As co-producers of the show’s Boston series, Katherine Wu and Ari Daniel help storytellers tap into the human side of science.
To take the stage at The Story Collider, a live storytelling show that consists of “true, personal stories about science,” you don’t need to be a scientist — or even a storyteller. Katherine Wu, co-producer of The Story Collider’s Boston shows, explains you just need to have been affected in some way by science. In other words, you just have to be human.
Wu, along with fellow Story Collider co-producer Ari Daniel, helps “tellers” of all stripes turn their brushes with science into compelling narratives that explore the human side of science. The two producers spoke to Knight Science Journalism Fellows last week about the challenges and thrills of creating the live shows.
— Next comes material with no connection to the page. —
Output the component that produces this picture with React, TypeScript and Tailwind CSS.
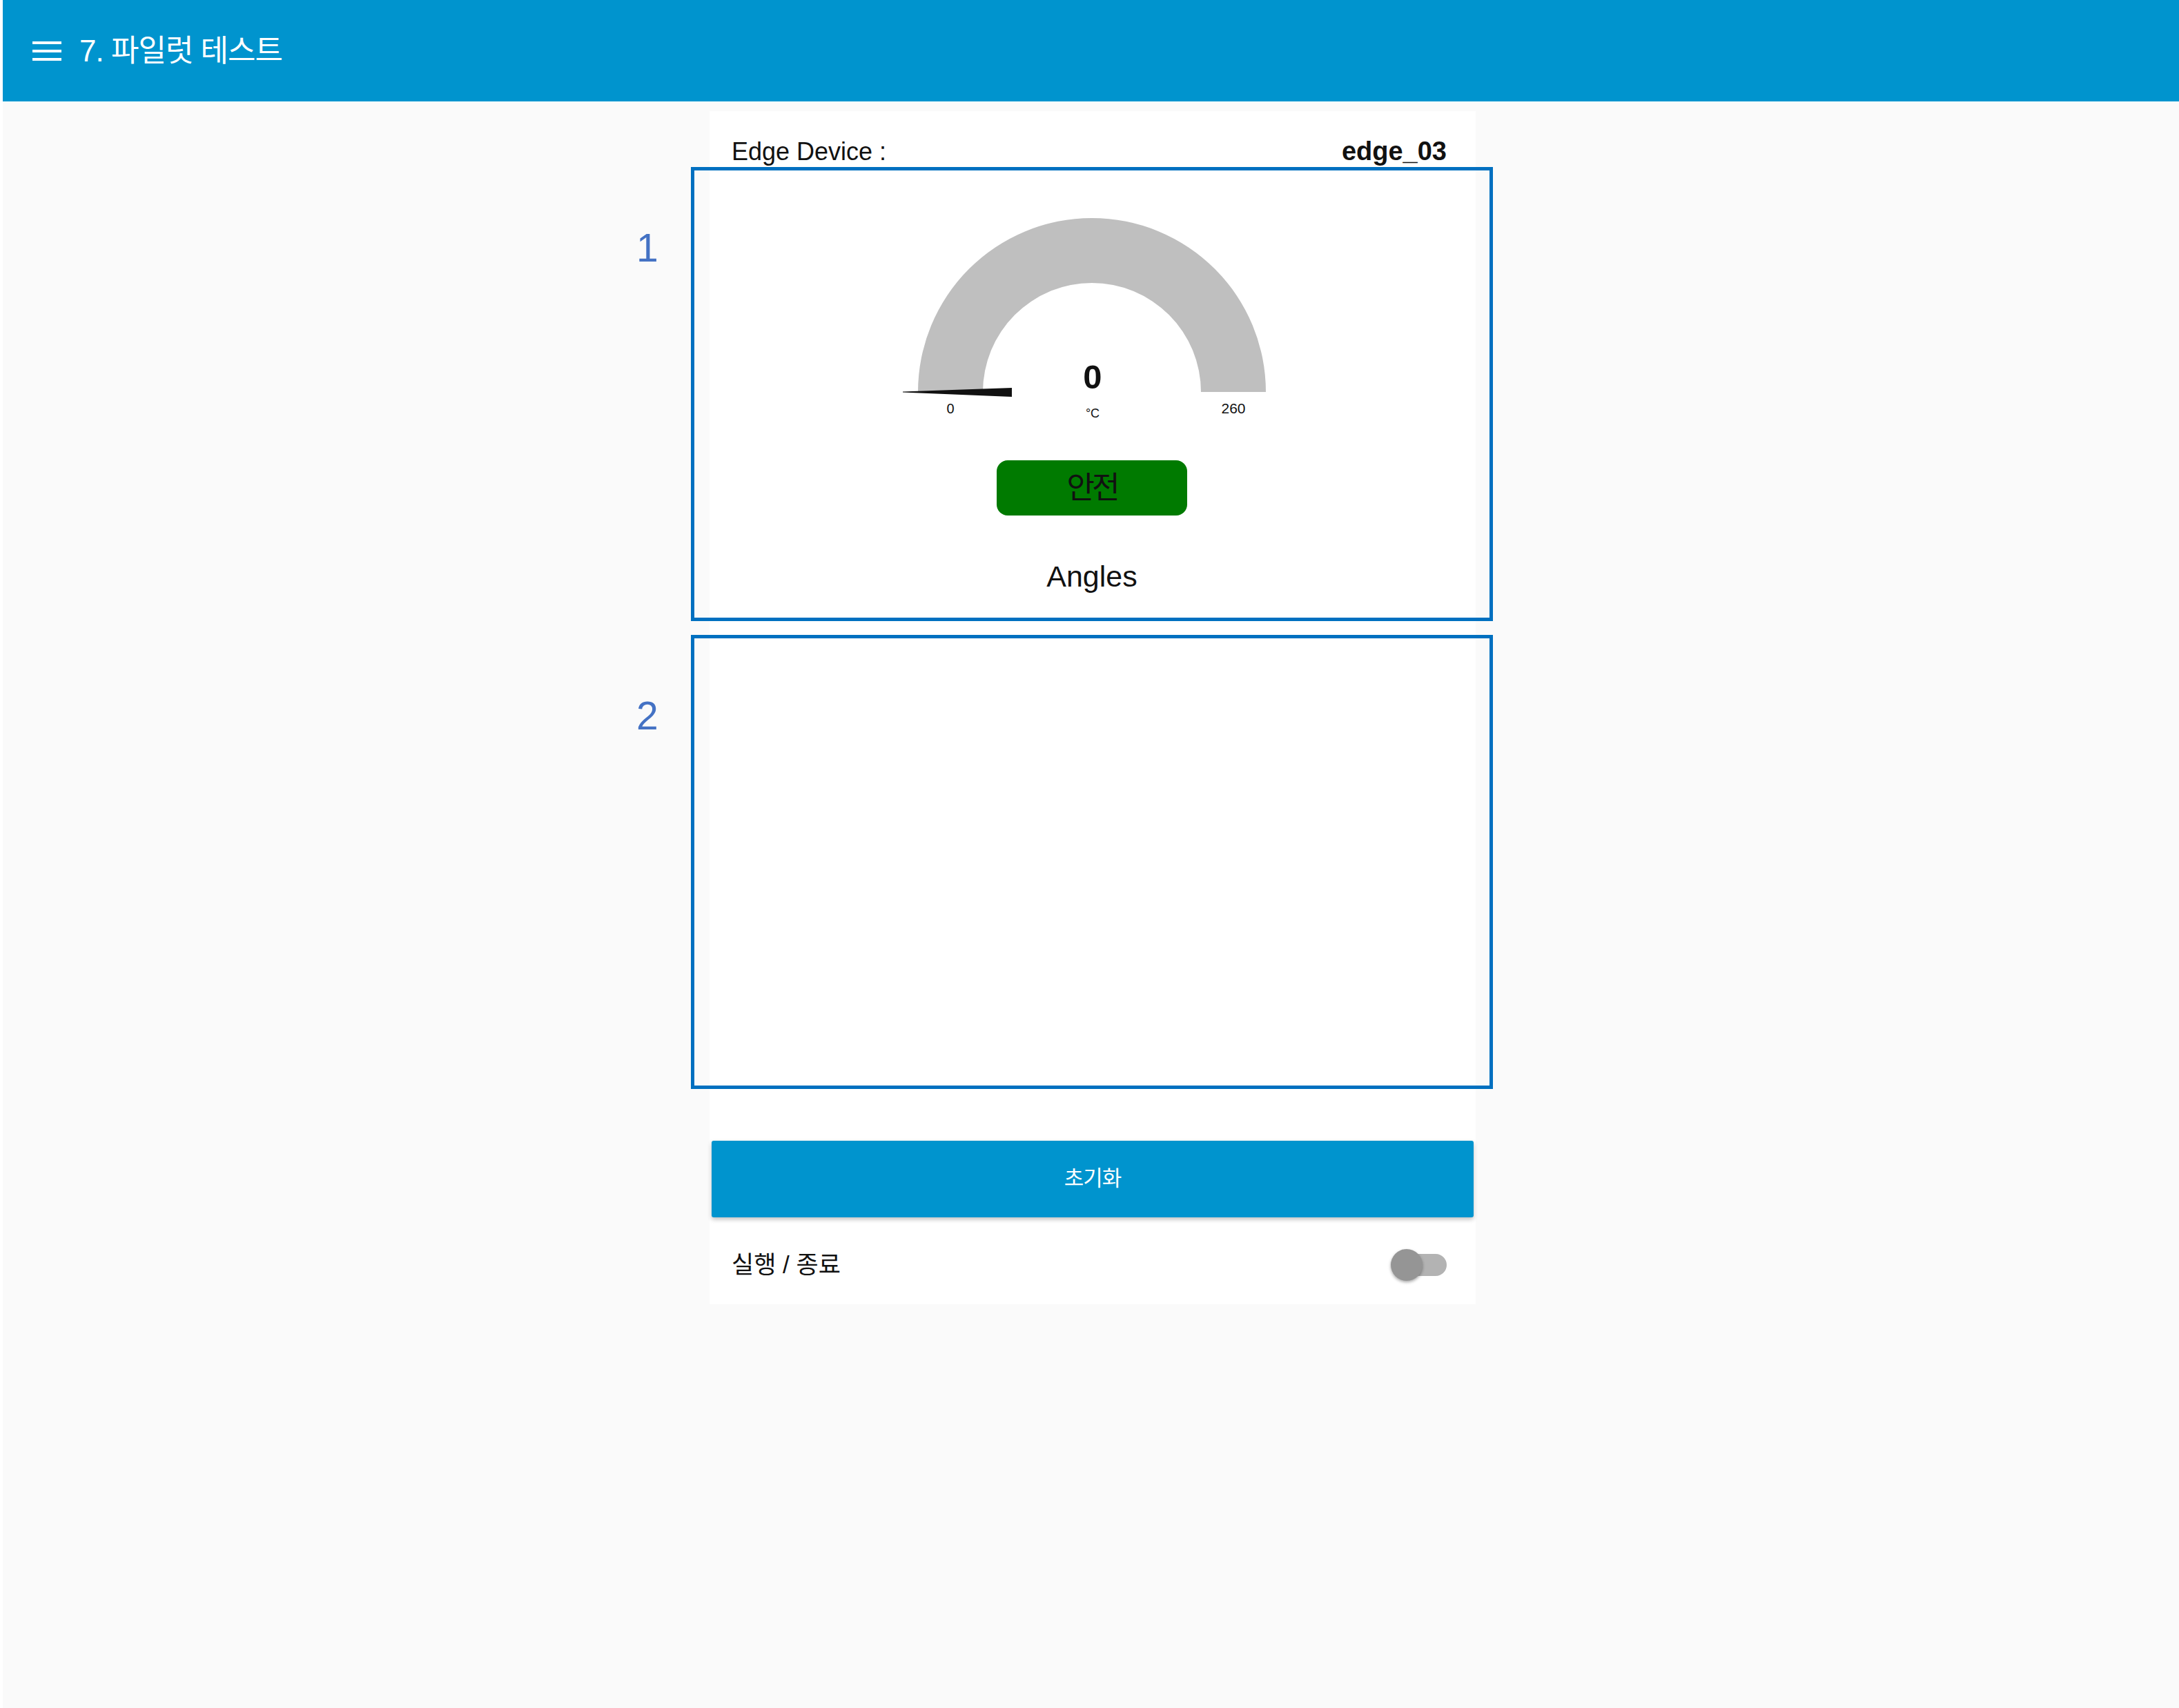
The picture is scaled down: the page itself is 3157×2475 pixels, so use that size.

The Story Collider was started by two physicists in New York about nine years ago. Since then, it has expanded to more than a dozen cities scattered across the globe, and about a third of the live shows make it onto their podcast. During the seminar, Daniel and Wu shared audio clips from some of the memorable stories they helped shape: The story of a Harvard student’s harrowing encounter with police; of a sibling who wasn’t there for her sister when she needed it; of a poet coming to grips with a speech impediment.
One particularly riveting story, which Wu and Daniel played in its entirety, came from Richard French, an astronomer who worked on the Cassini Space Probe mission to Saturn. French spoke not only of his science career, which included being advised by Carl Sagan, but of how the journey changed him as a person. He opened up about his difficulties during graduate school, his joy at celebrating Cassini’s 21st flyby of Titan, and the sadness he felt when Cassini flickered out of existence after being decommissioned and sent hurtling into the planet Saturn.
French’s narrative had all the traits that Daniel and Wu said they look for in a story: vivid and vibrant scenes, vulnerability, and a main character — the storyteller — who is left changed by the story’s events. But the story as French told it on stage was a far cry from the version he initially shared with the two producers, they said. His early draft hewed closely to the facts, with little of his own thoughts and emotions; Wu and Daniel encouraged French to put more of himself into the piece.
As Wu explained, that’s because the point of The Story Collider isn’t to teach people; the point is for people to connect on a human level about a subject that can feel very much “othered” in society. Wu said that she and Daniel often joke at their shows that “if you’re learning, you’re doing it wrong.” She said a Story Collider story can succeed even when people come away from it without having learned any facts: “It’s showcasing a side of science that you’re not going to find in a textbook.”